The holidays always present some challenges for most families. For some, each holiday the peacekeeping is just a matter of taking a deep breath and walking into the next room. After all, we do not choose our families and because of that tempered tolerance is necessary. These are people we are related to and we do love them but we certainly might not have chosen them to be a friend or like them. Nevertheless close quarters with people who have a memory of who you once were can create a pressure cooker of hot buttons that you should be prepared for and come to the event with your plan for a strategic exit from an impeding disaster. But what happens when there’s more to it? What happens when someone close in the family dies? How do you navigate through the feelings of each family member now faced with celebrating at a time that makes them now sad? What are the new rules for raising children to be grateful and thankful as products of divorce? Two houses can be a devastating game changer on so many levels. Oh, and how do you teach children that are in a multi-faith home about rituals without steeping on the toes of the other parent or really getting into with the grand parents? Etiquette can only go so far in these circumstances where the situations fall outside of the normal bounds of what we know to do in such and such case scenarios.
This year makes the 39th Christmas, birthday, Mother’s Day and you fill in the blank for the rest without my mother. As a child she was tragically killed in an auto train accident and the entire process of holidays changed forever. What was once a joyful time became a time where adults cried intermittently and bemoaned about the loss. Death does change etiquette protocol during the holidays, probably more than at any other time because it’s a family gathering and without family members its just plain difficult. Add to this the fact that each person comes to the table with a different set of coping skills and stages in their grieving. When grandma’s house was always the setting for Thanksgiving and she dies…now what? You have to change things up is what! Find a new fresh way to celebrate. Perhaps instead of having the traditional ham and sides that she cooked for at least a few years you choose a different menu. Give each person a chance to reset and recover. Then in time what you’ll do is find yourself bringing that loved one right back into the celebrations. You will start cooking their recipes and the very act of doing so in the kitchen will make you smile with memories. You’ll tell stories about them from holidays gone by and their memory will continue to live on within your family. As with most things… everything will be fine with TIME.

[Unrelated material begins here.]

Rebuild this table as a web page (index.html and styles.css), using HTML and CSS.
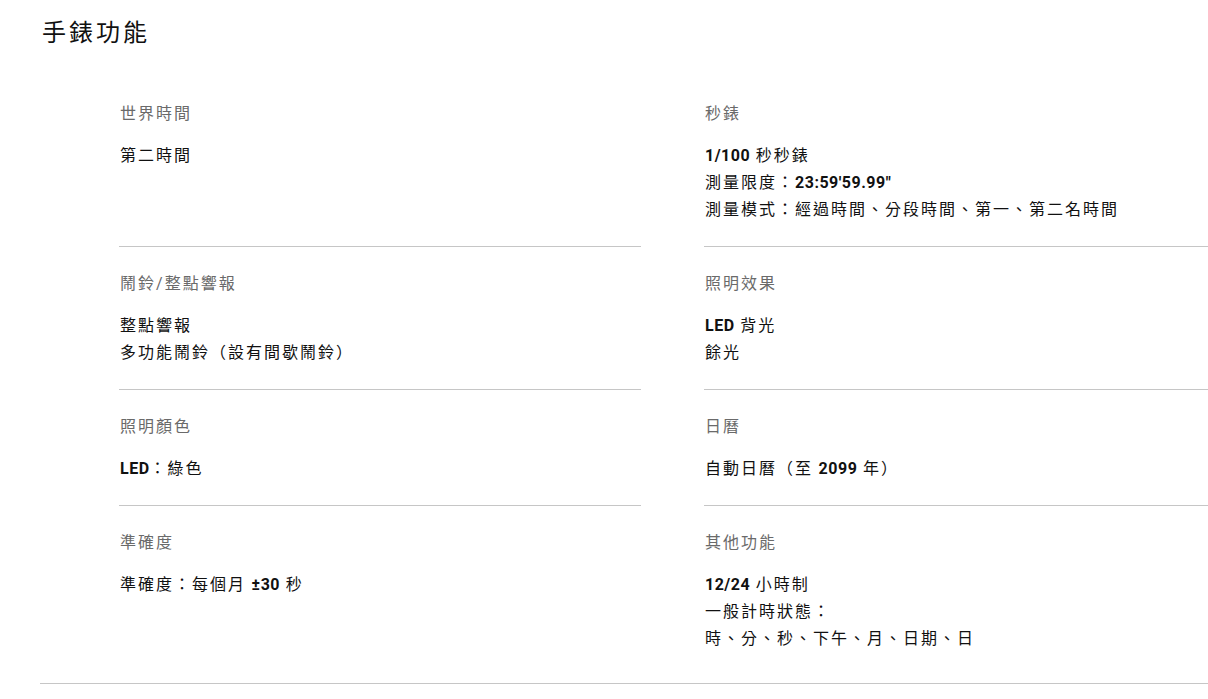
FILE: index.html
```html
<!DOCTYPE html>
<html lang="zh-Hant">
<head>
<meta charset="utf-8">
<title>手錶功能</title>
<link rel="stylesheet" href="styles.css">
</head>
<body>
<section class="features">
  <h2 class="features-title">手錶功能</h2>
  <div class="features-grid">
    <div class="item">
      <div class="label">世界時間</div>
      <div class="value"><p>第二時間</p></div>
    </div>
    <div class="item">
      <div class="label">秒錶</div>
      <div class="value">
        <p><span class="num">1/100</span> 秒秒錶</p>
        <p>測量限度：<span class="num">23:59'59.99"</span></p>
        <p>測量模式：經過時間、分段時間、第一、第二名時間</p>
      </div>
    </div>
    <div class="item">
      <div class="label">鬧鈴<span class="lat">/</span>整點響報</div>
      <div class="value">
        <p>整點響報</p>
        <p>多功能鬧鈴（設有間歇鬧鈴）</p>
      </div>
    </div>
    <div class="item">
      <div class="label">照明效果</div>
      <div class="value">
        <p><span class="num">LED</span> 背光</p>
        <p>餘光</p>
      </div>
    </div>
    <div class="item">
      <div class="label">照明顏色</div>
      <div class="value"><p><span class="num">LED</span>：綠色</p></div>
    </div>
    <div class="item">
      <div class="label">日曆</div>
      <div class="value"><p>自動日曆（至 <span class="num">2099</span> 年）</p></div>
    </div>
    <div class="item last">
      <div class="label">準確度</div>
      <div class="value"><p>準確度：每個月 <span class="num">±30</span> 秒</p></div>
    </div>
    <div class="item last">
      <div class="label">其他功能</div>
      <div class="value">
        <p><span class="num">12/24</span> 小時制</p>
        <p>一般計時狀態：</p>
        <p>時、分、秒、下午、月、日期、日</p>
      </div>
    </div>
  </div>
</section>
</body>
</html>
```

FILE: styles.css
```css
html, body {
  margin: 0;
  padding: 0;
  background: #fff;
  overflow-x: hidden;
}

body {
  font-family: "Noto Sans CJK TC", "Noto Sans CJK SC", sans-serif;
  color: #111;
  width: 1208px;
}

.features {
  margin-left: 40px;
  border-bottom: 1px solid #c6c6c6;
  padding-bottom: 8px;
  width: 1300px;
}

.features-title {
  margin: 15px 0 0 2px;
  font-size: 24px;
  line-height: 32px;
  font-weight: 400;
  letter-spacing: 3px;
  color: #111;
}

.features-grid {
  margin-top: 30px;
  margin-left: 79px;
  display: grid;
  grid-template-columns: 522px 522px;
  column-gap: 63px;
}

.item {
  padding: 23px 0 24px 1px;
  border-bottom: 1px solid #c6c6c6;
}

.item.last {
  border-bottom: none;
}

.label {
  font-size: 16px;
  line-height: 24px;
  height: 24px;
  letter-spacing: 2px;
  color: #6a6a6a;
  margin-bottom: 17px;
}

.value {
  font-size: 16px;
  line-height: 27px;
  letter-spacing: 2px;
  color: #111;
}

.value p {
  margin: 0;
  height: 27px;
}

.num {
  font-family: "Roboto", "Liberation Sans", sans-serif;
  font-weight: 700;
  letter-spacing: 0.5px;
  line-height: 1;
}

.lat {
  font-family: "Roboto", "Liberation Sans", sans-serif;
  line-height: 1;
}
```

When families decide that divorce is their solution there is a new normal for all children. Children are no longer creating Christmas under one roof with their mom and dad. When parents try to out do one another with gifts children see right through their shenanigans and it can really cause a unnecessary stress fest! Being creative with traditions and rituals is key and children will adapt avent calendar to the days they are with mom and the Elf activities at daddy’s place. On Christmas Eve, if the children are at your husband’s this year ask if you can Skype in and sing a carol with them. Be creative. What you should not do is give a gift and then require that it stay at your house and not go with the child. Try to communicate with each other and coordinate efforts for giving not competing! Working together as parents and reassuring the children that so many people love them is one of the best presents you can give them. Most importantly, choose to do something that requires no money. Drive around and check out the lights or make a meal together during their time off. Time and attention and love is more important than anything you could give them under a tree! Children will remember those moments and you’ll be rewarded as years from now they will look back on their childhood unscathed as products from divorce.

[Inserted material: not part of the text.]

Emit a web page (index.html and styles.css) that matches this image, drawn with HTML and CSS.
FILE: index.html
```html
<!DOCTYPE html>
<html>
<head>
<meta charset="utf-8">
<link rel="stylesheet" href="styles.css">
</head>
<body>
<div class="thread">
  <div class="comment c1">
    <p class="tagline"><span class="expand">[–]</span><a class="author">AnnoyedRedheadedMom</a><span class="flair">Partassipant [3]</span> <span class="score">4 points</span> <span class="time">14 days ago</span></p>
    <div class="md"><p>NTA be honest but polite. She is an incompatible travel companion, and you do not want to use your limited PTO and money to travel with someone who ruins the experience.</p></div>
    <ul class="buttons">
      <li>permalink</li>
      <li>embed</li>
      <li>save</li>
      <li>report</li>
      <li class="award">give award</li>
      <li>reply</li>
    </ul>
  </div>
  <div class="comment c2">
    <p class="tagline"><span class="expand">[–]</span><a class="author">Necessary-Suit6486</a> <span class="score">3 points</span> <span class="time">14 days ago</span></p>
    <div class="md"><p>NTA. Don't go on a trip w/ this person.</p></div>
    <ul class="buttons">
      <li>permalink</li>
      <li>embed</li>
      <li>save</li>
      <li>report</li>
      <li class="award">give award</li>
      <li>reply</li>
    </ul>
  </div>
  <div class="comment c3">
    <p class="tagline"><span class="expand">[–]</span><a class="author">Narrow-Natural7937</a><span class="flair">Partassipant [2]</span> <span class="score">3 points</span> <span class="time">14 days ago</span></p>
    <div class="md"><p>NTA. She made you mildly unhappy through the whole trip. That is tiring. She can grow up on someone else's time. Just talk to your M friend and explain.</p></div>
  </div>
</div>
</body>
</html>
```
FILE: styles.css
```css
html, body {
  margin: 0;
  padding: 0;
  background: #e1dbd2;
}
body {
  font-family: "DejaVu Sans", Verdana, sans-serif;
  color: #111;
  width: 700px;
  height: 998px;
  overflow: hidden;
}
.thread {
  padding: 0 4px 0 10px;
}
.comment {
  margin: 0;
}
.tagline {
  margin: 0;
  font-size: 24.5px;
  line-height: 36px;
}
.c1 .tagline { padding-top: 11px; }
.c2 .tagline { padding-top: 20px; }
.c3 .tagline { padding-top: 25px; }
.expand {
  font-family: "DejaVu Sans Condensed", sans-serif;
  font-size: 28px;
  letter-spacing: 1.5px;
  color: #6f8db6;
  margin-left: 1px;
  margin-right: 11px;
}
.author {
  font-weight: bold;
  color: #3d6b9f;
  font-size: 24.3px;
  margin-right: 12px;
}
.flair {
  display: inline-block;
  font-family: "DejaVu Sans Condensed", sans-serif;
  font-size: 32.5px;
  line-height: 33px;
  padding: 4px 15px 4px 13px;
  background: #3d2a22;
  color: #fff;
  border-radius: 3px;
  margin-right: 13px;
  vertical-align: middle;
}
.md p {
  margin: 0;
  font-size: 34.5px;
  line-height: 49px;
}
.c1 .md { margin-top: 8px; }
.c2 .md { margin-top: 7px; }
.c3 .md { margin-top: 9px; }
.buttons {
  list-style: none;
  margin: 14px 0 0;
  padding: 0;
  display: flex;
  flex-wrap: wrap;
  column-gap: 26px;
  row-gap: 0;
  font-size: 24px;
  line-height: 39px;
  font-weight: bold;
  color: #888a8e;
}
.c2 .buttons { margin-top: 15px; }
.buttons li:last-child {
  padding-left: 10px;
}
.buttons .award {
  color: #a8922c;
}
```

Over 2.5 million families celebrate multiple holidays and rituals in their homes. More than one-third of all American Jews are married to Christians. Parents must decide how to navigate a menorah and a Christmas tree…Santa Claus and dreidels! One would hope that prior to making children, these families will have had multiple conversations about their faith, the ways they need and choose to profess it and their expectations for passing their faith onto the next generation. Will the children be raised essentially Jewish with a few extra rituals and celebrations that are clearly not a part of that faith? How confusing will this be as they grow and mature and will at some point need to decide for themselves what faith they want for themselves? If you are a faithful Christian are you ok with taking Christ purposefully out of Christmas? Should the children become exposed to both equally? and at what times? Each faith has a coming of age so to speak and this critical rite of passage in many respects defines a person. The decisions about what will be celebrated and acknowledged rituals are big decisions with lasting effects into adulthood. Each family must seriously contemplate how and what rituals will be celebrated and those that will not. The organization of all holidays in multi-faith households is a brave new world so to speak. Most importantly, for each family it will be different.

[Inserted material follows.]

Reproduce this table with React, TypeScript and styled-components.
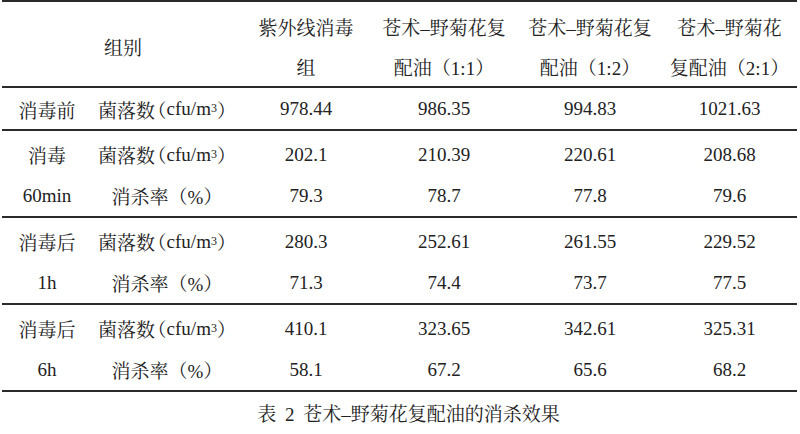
import React from 'react';
import styled, { createGlobalStyle } from 'styled-components';

const GlobalStyle = createGlobalStyle`
  body {
    margin: 0;
    background: #ffffff;
    color: #222222;
    font-family: "Liberation Serif", "Noto Serif CJK SC", "Noto Sans CJK SC", serif;
  }
`;

const COLS = '90px 150px 128px 148px 144px 135px';

const Page = styled.div`
  width: 795px;
  margin-left: 2px;
  display: flex;
  flex-direction: column;
`;

const Group = styled.div<{ $pad: number; $rowH: number; $top?: boolean }>`
  display: grid;
  grid-template-columns: ${COLS};
  grid-auto-rows: ${(p) => p.$rowH}px;
  padding-top: ${(p) => p.$pad}px;
  border-top: ${(p) => (p.$top ? '2px solid #2b2b2b' : 'none')};
  border-bottom: 2px solid #2b2b2b;
  font-size: 19px;
`;

const Cell = styled.div<{ $span?: number; $left?: boolean }>`
  display: flex;
  align-items: center;
  justify-content: ${(p) => (p.$left ? 'flex-start' : 'center')};
  padding-left: ${(p) => (p.$left ? '12px' : '0')};
  grid-row: ${(p) => (p.$span ? `span ${p.$span}` : 'auto')};
  white-space: nowrap;
`;

const Sup = styled.sup`
  font-size: 12px;
  line-height: 0;
  position: relative;
  top: -1px;
`;

const Paren = styled.span`
  font-feature-settings: "halt";
  padding-left: 2px;
`;

const Caption = styled.div`
  margin-top: 11px;
  padding-left: 18px;
  text-align: center;
  font-size: 19px;
  line-height: 24px;
  word-spacing: 4px;
`;

const Count = () => (
  <>
    菌落数<Paren>（</Paren>cfu/m<Sup>3</Sup>）
  </>
);

interface Row {
  label: [string, string];
  count: string[];
  rate: string[];
}

const rows: Row[] = [
  { label: ['消毒', '60min'], count: ['202.1', '210.39', '220.61', '208.68'], rate: ['79.3', '78.7', '77.8', '79.6'] },
  { label: ['消毒后', '1h'], count: ['280.3', '252.61', '261.55', '229.52'], rate: ['71.3', '74.4', '73.7', '77.5'] },
  { label: ['消毒后', '6h'], count: ['410.1', '323.65', '342.61', '325.31'], rate: ['58.1', '67.2', '65.6', '68.2'] },
];

const App = () => (
  <>
    <GlobalStyle />
    <Page>
      <Group $top $pad={4} $rowH={40}>
        <Cell $span={2} />
        <Cell $span={2} $left>
          组别
        </Cell>
        <Cell>紫外线消毒</Cell>
        <Cell>苍术–野菊花复</Cell>
        <Cell>苍术–野菊花复</Cell>
        <Cell>苍术–野菊花</Cell>
        <Cell>组</Cell>
        <Cell>配油（1:1）</Cell>
        <Cell>配油（1:2）</Cell>
        <Cell>复配油（2:1）</Cell>
      </Group>
      <Group $pad={1} $rowH={40}>
        <Cell>消毒前</Cell>
        <Cell>
          <Count />
        </Cell>
        <Cell>978.44</Cell>
        <Cell>986.35</Cell>
        <Cell>994.83</Cell>
        <Cell>1021.63</Cell>
      </Group>
      {rows.map((r, i) => (
        <Group key={i} $pad={3} $rowH={41}>
          <Cell>{r.label[0]}</Cell>
          <Cell>
            <Count />
          </Cell>
          {r.count.map((v, j) => (
            <Cell key={`c${j}`}>{v}</Cell>
          ))}
          <Cell>{r.label[1]}</Cell>
          <Cell>消杀率（%）</Cell>
          {r.rate.map((v, j) => (
            <Cell key={`r${j}`}>{v}</Cell>
          ))}
        </Group>
      ))}
      <Caption>表 2 苍术–野菊花复配油的消杀效果</Caption>
    </Page>
  </>
);

export default App;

Q. I am a father of three with my children ranging in age from 2-8. I have been teaching them manners ever since they were very little and sometimes they still forget the basics! What are in your opinion, the top 10 best manner practices for parents to teach their kids? I want to make sure that at the very least they remember the “big” ones!
- Teaching manners is one of the most important things we as parents do teach our children. There’s a lot of others that contribute to their upbringing but as parents the roles of teaching manners is often exclusively up to us! It helps them to get along in the world, builds respect and is necessary for a harmonious world. There are so many to teach but…My top ten are as follows: 1. Say Please and Thank you always and with no exceptions
2. Do not talk over others or bluntly interrupt conversations
3. Asking for permission first alleviates the problem of having to ask for forgiveness later
4. Only say nice things about others
5. Practice the “Golden Rule” in all that you do… treat others as you would have them do unto you!
6. Never ever point out differences such as hair or skin color or whether someone has a wheelchair or is mentally challenged.
7. Always write a thank you note after receiving a gift or being invited over to a playdate or sleepover.
8. Keep your opinions especially about things that you don’t care for to yourself.
9. Do not use foul language when speaking or texting or at all. It makes you look uneducated and reflects poorly on your upbringing.
10. Always try to make someone smile and leave them better off for having known you. This may be as simple as holding their door or just smiling at them each time you meet.
Q. My daughter has been a part of a girl scout group ever since she was 8 years old. As the girls have grown, one of her friends has announced that she no longer identifies with being a girl and has begun to transition herself into a male gender identity. My daughter at first was confused but I have assured her that her friend is still her friend irregardless of what gender she now has identified with. How can I offer her ways that she can give unconditional support to her friend during this transition?
- I commend you first of all for being forthright with her and encouraging her to see her as a friend and not with a specific gender. Many parents today face the challenge of explaining to their children transgender and role swapping that back in my time we of course had; but it was just not talked about. It is often an uncharted path both in parenting as well as in many friendships as society learns to accept a more open and perhaps honest lifestyle identity from it’s people. Acceptance for many is hard to come by and unfortunately not so many people are as open minded. I would encourage your daughter to invite her friend to sit with her at lunch, not change any habits of their lives thus far and if she finds that her friend needs to talk to make sure that “he” knows that your daughter is always there for him. Friendships are about connections deep within each of us and making memories. Just staying true to what made them become friends in the first place is the best way of showing unconditional support.